Re: TCP Checksum Interoperability

2002-04-05 Thread Fred Baker

At 03:13 PM 4/5/2002, Matt Crawford wrote:
I think that (A) most or all extant IPv4 routers violate 791
if they happen hold a packet more than a second, and (B) IPv6
invalidated TCP's correctness by defining the Hop Limit field to be a
hop limit and have no connection to time.  A TCP riding on IPv6 may
receive old segments an unbounded time later without any other
network element breaking a spec.

for the record, while IPv4 TTL remains theoretically a time in seconds, it 
effectively became a hop count a long time ago. Thus sayeth RFC 1812:

5.3.1 Time to Live (TTL)

The Time-to-Live (TTL) field of the IP header is defined to be a
timer limiting the lifetime of a datagram.  It is an 8-bit field and
the units are seconds.  Each router (or other module) that handles a
packet MUST decrement the TTL by at least one, even if the elapsed
time was much less than a second.  Since this is very often the case,
the TTL is effectively a hop count limit on how far a datagram can
propagate through the Internet.

When a router forwards a packet, it MUST reduce the TTL by at least
one.  If it holds a packet for more than one second, it MAY decrement
the TTL by one for each second.

In that it MAY decrement the value, it also may choose not to...

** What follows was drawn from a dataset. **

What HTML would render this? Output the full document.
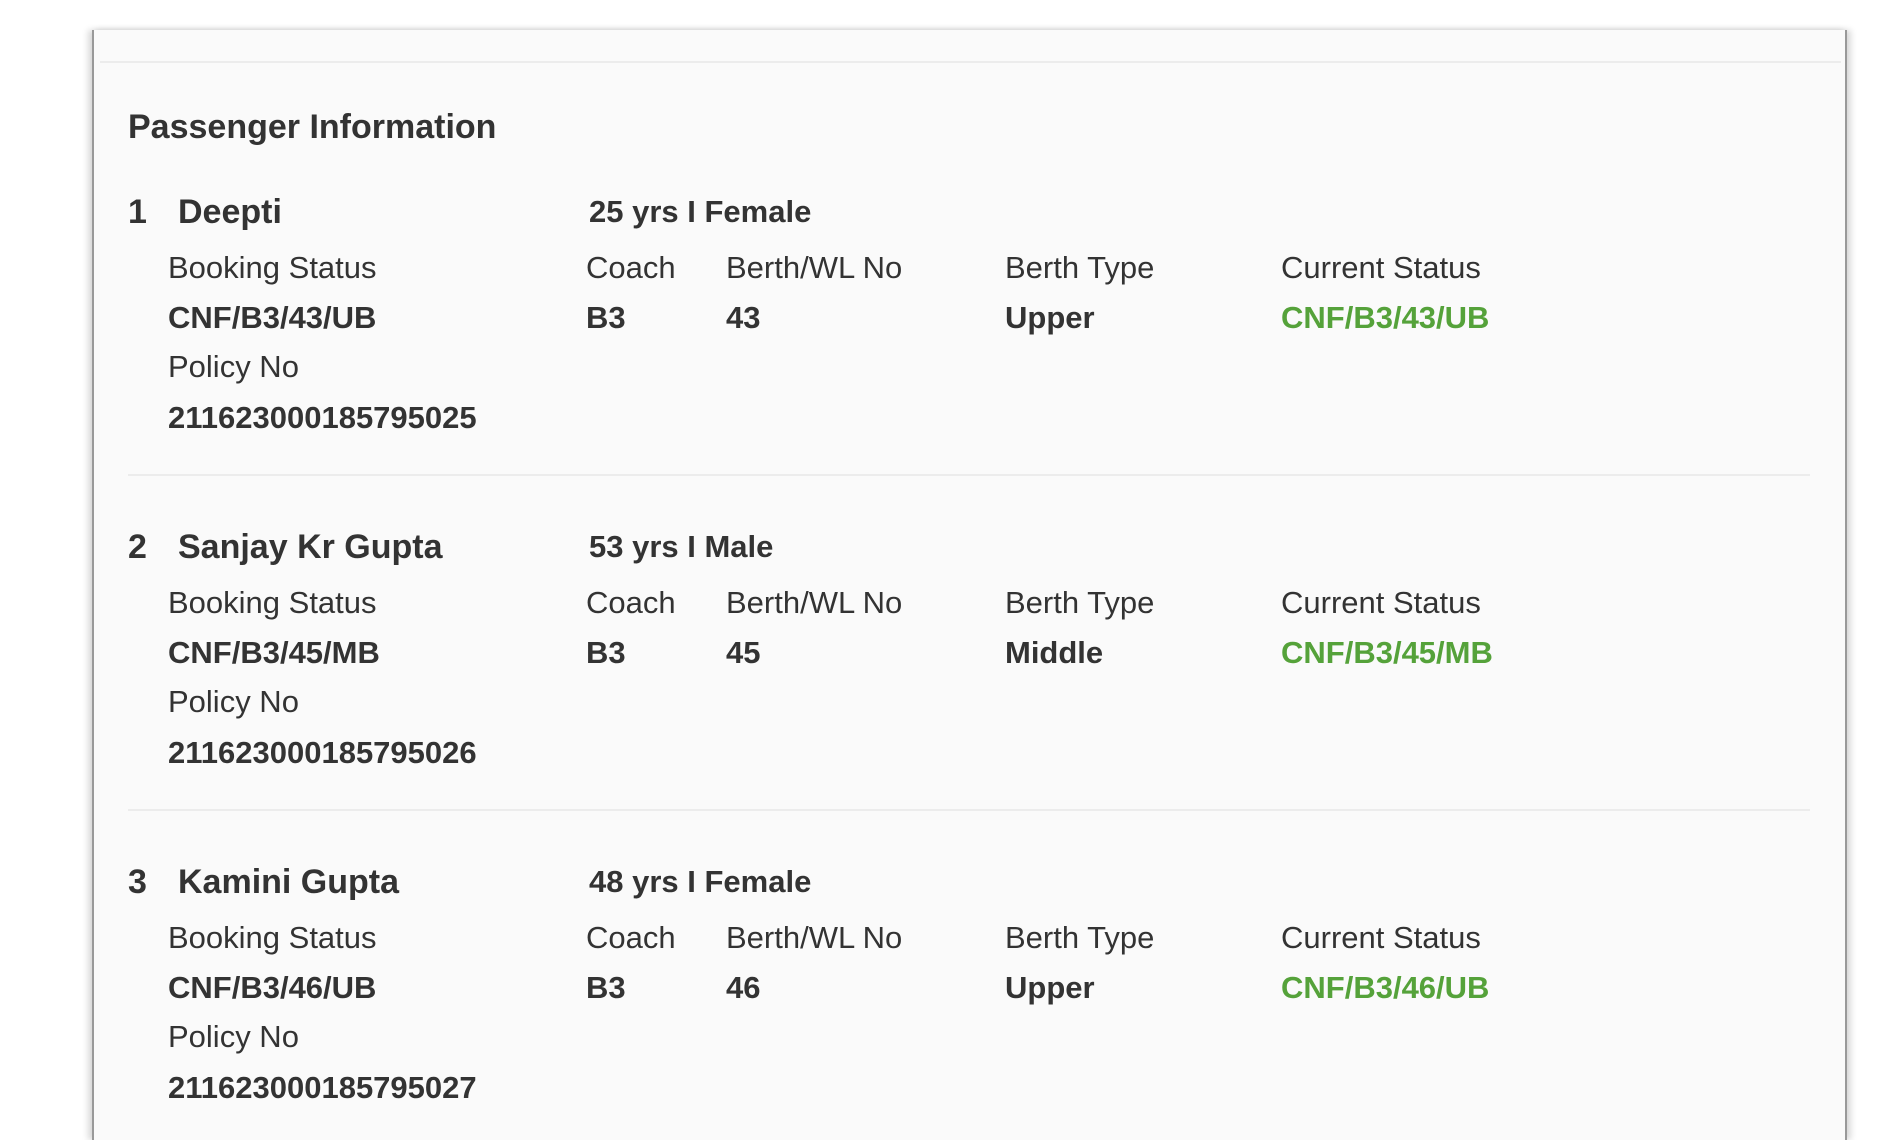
<!DOCTYPE html>
<html><head><meta charset="utf-8"><style>
html,body{margin:0;padding:0;width:1894px;height:1134px;overflow:hidden;background:#fff;font-family:"Liberation Sans",Arial,sans-serif;color:#333;}
.panel{position:absolute;left:92px;top:30px;width:1751px;height:1110px;background:#fafafa;border-left:2px solid #999;border-right:2px solid #999;box-shadow:-4px 0 6px rgba(0,0,0,.15),4px 0 6px rgba(0,0,0,.15);}
.sep{position:absolute;height:2px;background:#ececec;}
.t{position:absolute;line-height:40px;height:40px;white-space:nowrap;}
.h{font-size:34px;font-weight:bold;}
.n{font-size:34px;font-weight:bold;}
.a{font-size:31px;font-weight:bold;}
.l{font-size:31px;}
.v{font-size:31px;font-weight:bold;}
.g{color:#55a23a;}
</style></head><body>
<div class="panel"></div>
<div class="sep" style="left:100px;top:61px;width:1741px;"></div>
<div class="t h" style="left:128px;top:107px;">Passenger Information</div>

<div class="t n" style="left:128px;top:192px;">1</div>
<div class="t n" style="left:178px;top:192px;">Deepti</div>
<div class="t a" style="left:589px;top:192px;">25 yrs I Female</div>
<div class="t l" style="left:168px;top:248px;">Booking Status</div>
<div class="t l" style="left:586px;top:248px;">Coach</div>
<div class="t l" style="left:726px;top:248px;">Berth/WL No</div>
<div class="t l" style="left:1005px;top:248px;">Berth Type</div>
<div class="t l" style="left:1281px;top:248px;">Current Status</div>
<div class="t v" style="left:168px;top:298px;">CNF/B3/43/UB</div>
<div class="t v" style="left:586px;top:298px;">B3</div>
<div class="t v" style="left:726px;top:298px;">43</div>
<div class="t v" style="left:1005px;top:298px;">Upper</div>
<div class="t v g" style="left:1281px;top:298px;">CNF/B3/43/UB</div>
<div class="t l" style="left:168px;top:347px;">Policy No</div>
<div class="t v" style="left:168px;top:398px;">211623000185795025</div>
<div class="sep" style="left:128px;top:474px;width:1682px;"></div>

<div class="t n" style="left:128px;top:527px;">2</div>
<div class="t n" style="left:178px;top:527px;">Sanjay Kr Gupta</div>
<div class="t a" style="left:589px;top:527px;">53 yrs I Male</div>
<div class="t l" style="left:168px;top:583px;">Booking Status</div>
<div class="t l" style="left:586px;top:583px;">Coach</div>
<div class="t l" style="left:726px;top:583px;">Berth/WL No</div>
<div class="t l" style="left:1005px;top:583px;">Berth Type</div>
<div class="t l" style="left:1281px;top:583px;">Current Status</div>
<div class="t v" style="left:168px;top:633px;">CNF/B3/45/MB</div>
<div class="t v" style="left:586px;top:633px;">B3</div>
<div class="t v" style="left:726px;top:633px;">45</div>
<div class="t v" style="left:1005px;top:633px;">Middle</div>
<div class="t v g" style="left:1281px;top:633px;">CNF/B3/45/MB</div>
<div class="t l" style="left:168px;top:682px;">Policy No</div>
<div class="t v" style="left:168px;top:733px;">211623000185795026</div>
<div class="sep" style="left:128px;top:809px;width:1682px;"></div>

<div class="t n" style="left:128px;top:862px;">3</div>
<div class="t n" style="left:178px;top:862px;">Kamini Gupta</div>
<div class="t a" style="left:589px;top:862px;">48 yrs I Female</div>
<div class="t l" style="left:168px;top:918px;">Booking Status</div>
<div class="t l" style="left:586px;top:918px;">Coach</div>
<div class="t l" style="left:726px;top:918px;">Berth/WL No</div>
<div class="t l" style="left:1005px;top:918px;">Berth Type</div>
<div class="t l" style="left:1281px;top:918px;">Current Status</div>
<div class="t v" style="left:168px;top:968px;">CNF/B3/46/UB</div>
<div class="t v" style="left:586px;top:968px;">B3</div>
<div class="t v" style="left:726px;top:968px;">46</div>
<div class="t v" style="left:1005px;top:968px;">Upper</div>
<div class="t v g" style="left:1281px;top:968px;">CNF/B3/46/UB</div>
<div class="t l" style="left:168px;top:1017px;">Policy No</div>
<div class="t v" style="left:168px;top:1068px;">211623000185795027</div>
</body></html>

Re: TCP Checksum Interoperability

2002-04-05 Thread Rob Austein

At Fri, 5 Apr 2002 22:37:24 GMT, Bob Braden wrote:
 
 We thought we had laid these issues to rest in 1988, in RFC 1071.

I think you came close.  I disagree with one minor point in RFC 1071,
but code based on RFC 1071 would have the behavior that I think is
correct: it wouldn't generate TCP segments with 0x in the checksum
field, but it would accept such segments if it received them.